A: This is done by a combination of Codes and Tags. The example in the video shows how to group all the carpentry scope, the concrete scope, etc.
Q: Which Uniformat code system is used in Vico Office? The traditional sixteen division system or the new thirty plus division system?
A: In the example used above it was the 2004 CSI Masterformat. But of course, it works as well with the sixteen division five character version. It is just whatever your preference is... and you can carry both as well if you would like… It’s just defining a new tag in your cost plan and it becomes available for reporting purposes.
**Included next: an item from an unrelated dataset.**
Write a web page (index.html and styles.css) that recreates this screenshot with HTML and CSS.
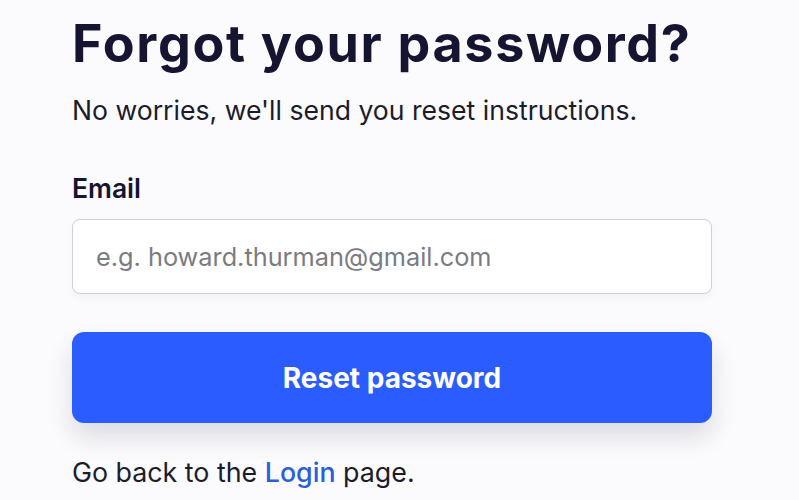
FILE: index.html
```html
<!DOCTYPE html>
<html>
<head>
<meta charset="utf-8">
<link rel="stylesheet" href="styles.css">
</head>
<body>
<main class="card">
  <h1 class="title">Forgot your password?</h1>
  <p class="subtitle">No worries, we'll send you reset instructions.</p>
  <form class="form">
    <label class="label" for="email">Email</label>
    <input class="input" id="email" type="email" placeholder="e.g. howard.thurman@gmail.com">
    <button class="button" type="button">Reset password</button>
  </form>
  <p class="back">Go back to the <a class="link" href="#">Login</a> page.</p>
</main>
</body>
</html>
```
FILE: styles.css
```css
html, body {
  margin: 0;
  background: #fbfbfd;
  font-family: Inter, "Noto Sans", sans-serif;
  color: #151531;
}
.card {
  width: 640px;
  padding: 12px 0 0 72px;
  display: flex;
  flex-direction: column;
}
.title {
  margin: 0;
  font-size: 52px;
  font-weight: 700;
  letter-spacing: 1.7px;
  line-height: 64px;
  color: #151531;
}
.subtitle {
  margin: 18px 0 0;
  font-size: 26.6px;
  line-height: 32px;
  color: #1b1b2b;
}
.form {
  display: flex;
  flex-direction: column;
  margin-top: 46px;
}
.label {
  font-size: 26.5px;
  font-weight: 600;
  line-height: 32px;
  color: #151531;
}
.input {
  margin-top: 15px;
  height: 75px;
  box-sizing: border-box;
  border: 1px solid #cfd0d6;
  border-radius: 8px;
  background: #fff;
  padding: 0 23px;
  font-family: inherit;
  font-size: 25.3px;
  color: #151531;
  box-shadow: 0 4px 10px rgba(20, 20, 60, 0.04);
}
.input::placeholder {
  color: #7b7b84;
}
.button {
  margin-top: 38px;
  height: 91px;
  border: none;
  border-radius: 12px;
  background: #2b5cff;
  color: #fff;
  font-family: inherit;
  font-size: 28px;
  font-weight: 700;
  box-shadow: 0 14px 24px rgba(30, 30, 70, 0.14);
}
.back {
  margin: 33px 0 0;
  font-size: 26.8px;
  line-height: 32px;
  color: #1b1b2b;
}
.link {
  color: #2b5fd9;
  text-decoration: none;
  font-weight: 500;
}
```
With our international customers we’ve seen that owners would like to see costs reported in the breakdown structure that they’ve defined and with the tag system that we discussed this is possible. So for each of the cost line items that you use… that are in your standard database…you can add your own codes and tags so that you can report using the customer breakdown structure.
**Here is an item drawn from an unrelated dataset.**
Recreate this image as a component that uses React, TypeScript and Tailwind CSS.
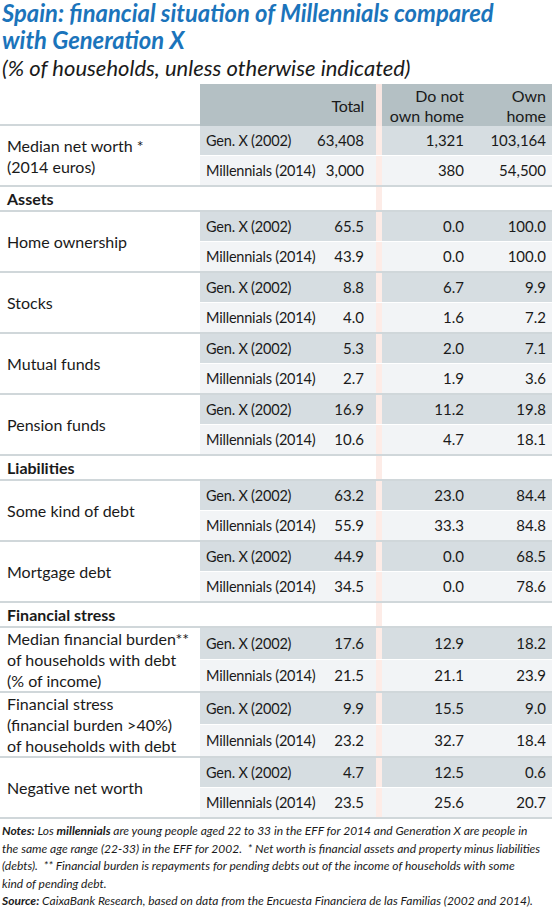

Q: Is there an elemental or a Masterformat reference project that customers can use to build their cost plan?
A: Absolutely. I think that what you are looking for is what we call the virtual warehouse or 5D Data Pack that we have available. That has three layers of Uniformat with the activities and materials and labor resources coded in the CSI Masterformat. You can contact us for more information on it.
Q: What types of reports are avilable for our planners, PMs, and Supers?
A: Resource Histograms can be used to show labor resources by number, labor hours, or materials for a construction project. You can filter for specific materials or trades and use the reports to communicate directly with Subs, suppliers, and the Owner. All of these report types are available in Vico Office – no need for tedious spreadsheets.
Q: Is tagged data from the database exposed in Schedule Planner for things like cost codes?
A: At the moment it is not, but further integration is on the way. The tags are available in the Task Manager view where you do the actual mapping of the cost information to the tasks that you defined and want to use in your project.
Q: How can we create a cash flow curve for our project? Does it involve scheduling our payments received and payments sent out?
A: An important part of construction project planning is scheduling the payment of vendors and the payment milestones from the Owner. This can be done easily in Vico Office and then generate the resulting cash flow curve.
Q: How does the Super or PM register the actuals completed on the jobsite?
A: Another key report in Vico Office is generated out on the jobsite by the Superintendent or PM. By simply walking the jobsite and noting the percent complete per location, s/he tracks the actual productivity of each Sub. When these actual productivity rates are charted against the baseline schedule, we can quickly forecast where problems may occur and take remedial action right away. Completion reports in Vico Office keep track of the targeted vs. actual quantities, consumption, and production rates of each Sub. All of this information can also be viewed as a target vs. actual histogram.